Giving Compass' Take:
- Isabelle Brocas, an expert on behavioral economics, examines how incentives for COVID-19 vaccination could help the U.S. overcome vaccine hesitancy.
- What are the root causes of vaccine hesitancy? How are information campaigns equally important in achieving herd immunity through vaccination?
- Learn more about Americans’ COVID-19 vaccine hesitancy.
What is Giving Compass?
We connect donors to learning resources and ways to support community-led solutions. Learn more about us.
A growing number of states, cities, and companies are offering incentives to encourage people to get vaccinated. And the sweeteners keep getting bigger and better.
New Jersey, for example, is picking up the tab for a free beer for anyone who can prove they got a shot. Maryland is offering state employees $100, while Lancaster, California, is trying to encourage teens to get inoculated by entering their names in a raffle for college scholarships worth up to $10,000. Not to be outdone, Ohio announced on May 12 that it was creating a lottery with prizes of up to a full four-year scholarship for newly vaccinated teens and $1 million for adults.

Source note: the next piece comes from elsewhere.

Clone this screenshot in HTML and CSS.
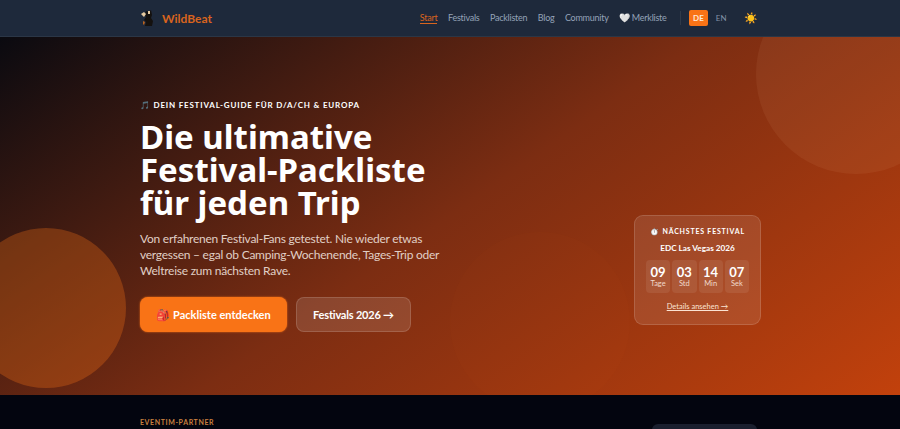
FILE: index.html
```html
<!DOCTYPE html>
<html lang="de">
<head>
  <meta charset="UTF-8">
  <meta name="viewport" content="width=device-width, initial-scale=1.0">
  <title>WildBeat</title>
  <link rel="stylesheet" href="styles.css">
</head>
<body>
  <header class="topbar">
    <div class="wrap topbar-inner">
      <a class="brand" href="#">
        <svg class="brand-logo" width="16" height="18" viewBox="0 0 16 18">
          <path d="M6 2l3 1 2-2 1 5-1 3 2 3-1 5H5l1-4-2-2 2-3-1-3z" fill="#14110f"/>
          <path d="M1 5l3-2 2 2-2 3zM8 2l2 0 0 3-2 0z" fill="#e6c9a0"/>
          <path d="M3 12l2 1-1 3-1-1z" fill="#b8621f"/>
        </svg>
        <span>WildBeat</span>
      </a>
      <nav class="nav">
        <a class="nav-link is-active" href="#">Start</a>
        <a class="nav-link" href="#">Festivals</a>
        <a class="nav-link" href="#">Packlisten</a>
        <a class="nav-link" href="#">Blog</a>
        <a class="nav-link" href="#">Community</a>
        <a class="nav-link" href="#"><span class="nav-emoji">🤍</span> Merkliste</a>
      </nav>
      <div class="topbar-sep"></div>
      <div class="lang">
        <span class="lang-btn is-on">DE</span>
        <span class="lang-btn">EN</span>
      </div>
      <span class="theme">☀️</span>
    </div>
  </header>

  <section class="hero">
    <div class="blob blob-right"></div>
    <div class="blob blob-left"></div>
    <div class="blob blob-mid"></div>
    <div class="wrap hero-inner">
      <div class="hero-copy">
        <p class="eyebrow">🎵 DEIN FESTIVAL-GUIDE FÜR D/A/CH &amp; EUROPA</p>
        <h1>Die ultimative Festival-Packliste für jeden Trip</h1>
        <p class="lead">Von erfahrenen Festival-Fans getestet. Nie wieder etwas vergessen – egal ob Camping-Wochenende, Tages-Trip oder Weltreise zum nächsten Rave.</p>
        <div class="hero-actions">
          <a class="btn btn-primary" href="#">🎒 Packliste entdecken</a>
          <a class="btn btn-ghost" href="#">Festivals 2026 →</a>
        </div>
      </div>
      <aside class="countdown">
        <div class="countdown-label">⏱️ NÄCHSTES FESTIVAL</div>
        <div class="countdown-name">EDC Las Vegas 2026</div>
        <div class="countdown-grid">
          <div class="cell"><b>09</b><span>Tage</span></div>
          <div class="cell"><b>03</b><span>Std</span></div>
          <div class="cell"><b>14</b><span>Min</span></div>
          <div class="cell"><b>07</b><span>Sek</span></div>
        </div>
        <a class="countdown-link" href="#">Details ansehen →</a>
      </aside>
    </div>
  </section>

  <section class="partner">
    <div class="wrap partner-inner">
      <p class="partner-label">EVENTIM-PARTNER</p>
      <div class="partner-card"></div>
    </div>
  </section>
</body>
</html>
```

FILE: styles.css
```css
* {
  box-sizing: border-box;
}

html, body {
  height: 429px;
  overflow: hidden;
}

body {
  margin: 0;
  font-family: Lato, "Noto Sans", sans-serif;
  background-color: #03050f;
  color: white;
}

a {
  color: inherit;
  text-decoration: none;
}

.wrap {
  width: 900px;
  padding: 0 140px;
}

/* top bar */
.topbar {
  height: 37px;
  background-color: #1e293b;
  border-bottom: 1px solid #2b3646;
}

.topbar-inner {
  height: 36px;
  display: flex;
  align-items: center;
}

.brand {
  display: flex;
  align-items: center;
  gap: 6px;
  color: #d9641e;
  font-weight: 700;
  font-size: 12px;
  margin-right: auto;
}

.nav {
  display: flex;
  gap: 10.5px;
  font-size: 9px;
  letter-spacing: -0.25px;
  color: #94a3b8;
}

.nav-link.is-active {
  color: #d9641e;
  border-bottom: 1px solid #d9641e;
}

.nav-emoji {
  color: white;
}

.topbar-sep {
  width: 1px;
  height: 14px;
  background-color: #2f3a4a;
  margin: 0 8px 0 13px;
}

.lang {
  display: flex;
  align-items: center;
  gap: 3px;
  font-size: 8px;
  color: #8492a6;
}

.lang-btn {
  padding: 3px 4.5px;
  border-radius: 2px;
}

.lang-btn.is-on {
  background-color: #f97316;
  color: #ffe9d6;
  font-weight: 700;
}

.theme {
  font-size: 11px;
  margin: 0 2px 0 13px;
}

/* hero */
.hero {
  position: relative;
  height: 358px;
  overflow: hidden;
  background: linear-gradient(145deg, #0a0a10 0%, #7c2d12 50%, #c2410c 100%);
}

.blob {
  position: absolute;
  border-radius: 50%;
  background-color: rgba(255, 200, 160, 0.07);
}

.blob-right {
  width: 200px;
  height: 200px;
  top: -63px;
  right: -56px;
}

.blob-left {
  width: 160px;
  height: 160px;
  top: 191px;
  left: -34px;
  background-color: rgba(249, 115, 22, 0.3);
}

.blob-mid {
  width: 180px;
  height: 180px;
  top: 195px;
  left: 450px;
  background-color: rgba(249, 115, 22, 0.025);
}

.hero-inner {
  position: relative;
  height: 100%;
  display: flex;
  align-items: center;
  justify-content: space-between;
}

.hero-copy {
  width: 310px;
}

.eyebrow {
  margin: 0 0 10px;
  font-size: 8px;
  font-weight: 700;
  letter-spacing: 0.8px;
}

h1 {
  margin: 0 0 12px;
  font-family: "Noto Sans", sans-serif;
  font-size: 33px;
  line-height: 33px;
  font-weight: 700;
}

.lead {
  margin: 0 0 18px;
  font-size: 12px;
  letter-spacing: -0.25px;
  line-height: 16px;
  color: #e0cfc5;
}

.hero-actions {
  display: flex;
  gap: 9px;
}

.btn {
  height: 35px;
  display: flex;
  align-items: center;
  justify-content: center;
  border-radius: 8px;
  font-size: 11px;
  font-weight: 700;
}

.btn-primary {
  width: 147px;
  background-color: #f97316;
  box-shadow: 0 0 2px #f97316;
}

.btn-ghost {
  width: 115px;
  letter-spacing: -0.2px;
  background-color: rgba(255, 255, 255, 0.12);
  border: 1px solid rgba(255, 255, 255, 0.14);
}

/* countdown card */
.countdown {
  align-self: flex-end;
  width: 127px;
  height: 110px;
  margin: 0 -1px 70px 0;
  padding: 10px 11px;
  border-radius: 9px;
  text-align: center;
  background-color: rgba(255, 255, 255, 0.1);
  border: 1px solid rgba(255, 255, 255, 0.14);
}

.countdown-label {
  font-size: 7px;
  line-height: 10px;
  font-weight: 700;
  letter-spacing: 0.8px;
  white-space: nowrap;
  margin-bottom: 7px;
}

.countdown-name {
  font-size: 8.2px;
  line-height: 10px;
  font-weight: 700;
  margin-bottom: 7px;
}

.countdown-grid {
  display: grid;
  grid-template-columns: repeat(4, 1fr);
  gap: 2px;
  margin-bottom: 9px;
}

.cell {
  height: 33px;
  padding-top: 5px;
  border-radius: 4px;
  background-color: rgba(255, 255, 255, 0.08);
}

.cell b {
  display: block;
  font-size: 13px;
  line-height: 14px;
}

.cell span {
  display: block;
  font-size: 7.5px;
  line-height: 10px;
  color: #f0d9cc;
}

.countdown-link {
  display: block;
  font-size: 7.5px;
  line-height: 10px;
  color: #fbe3d3;
  text-decoration: underline;
}

/* partner strip */
.partner-inner {
  display: flex;
  justify-content: space-between;
}

.partner-label {
  margin: 23px 0 0;
  font-size: 7px;
  font-weight: 700;
  letter-spacing: 0.6px;
  color: #c9803f;
}

.partner-card {
  width: 105px;
  height: 10px;
  margin: 29px 3px 0 0;
  border-radius: 6px 6px 0 0;
  background-color: #1a1f2e;
}
```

Meanwhile, companies are offering everything from paid time off and gift cards to doughnuts and a burger and french fries.
Of course the big question is, will any of this work?
The stakes couldn’t be higher. Health officials say herd immunity is critical to ending the pandemic, and that means having anywhere from 60% to 90% of a given population vaccinated, including children. But recent surveys suggest more than one-third of adults are at least reluctant to get the vaccine.
While behavioral economists generally study people’s decisions and the effect of incentives on behavior, my research at the Los Angeles Behavioral Economics Laboratory focuses more closely on why they make those decisions. I believe incentives can work, but there are two other important tools in policymakers’ behavioral toolkits as well.
Decision-making is guided by whether people perceive an option as rewarding or displeasing.
We evaluate decisions based on how we encode and recollect our own personal experiences, how costly we feel it is to choose one path or another, and how we process the information around us. In addition, the different communities we live in may reinforce certain messages over others.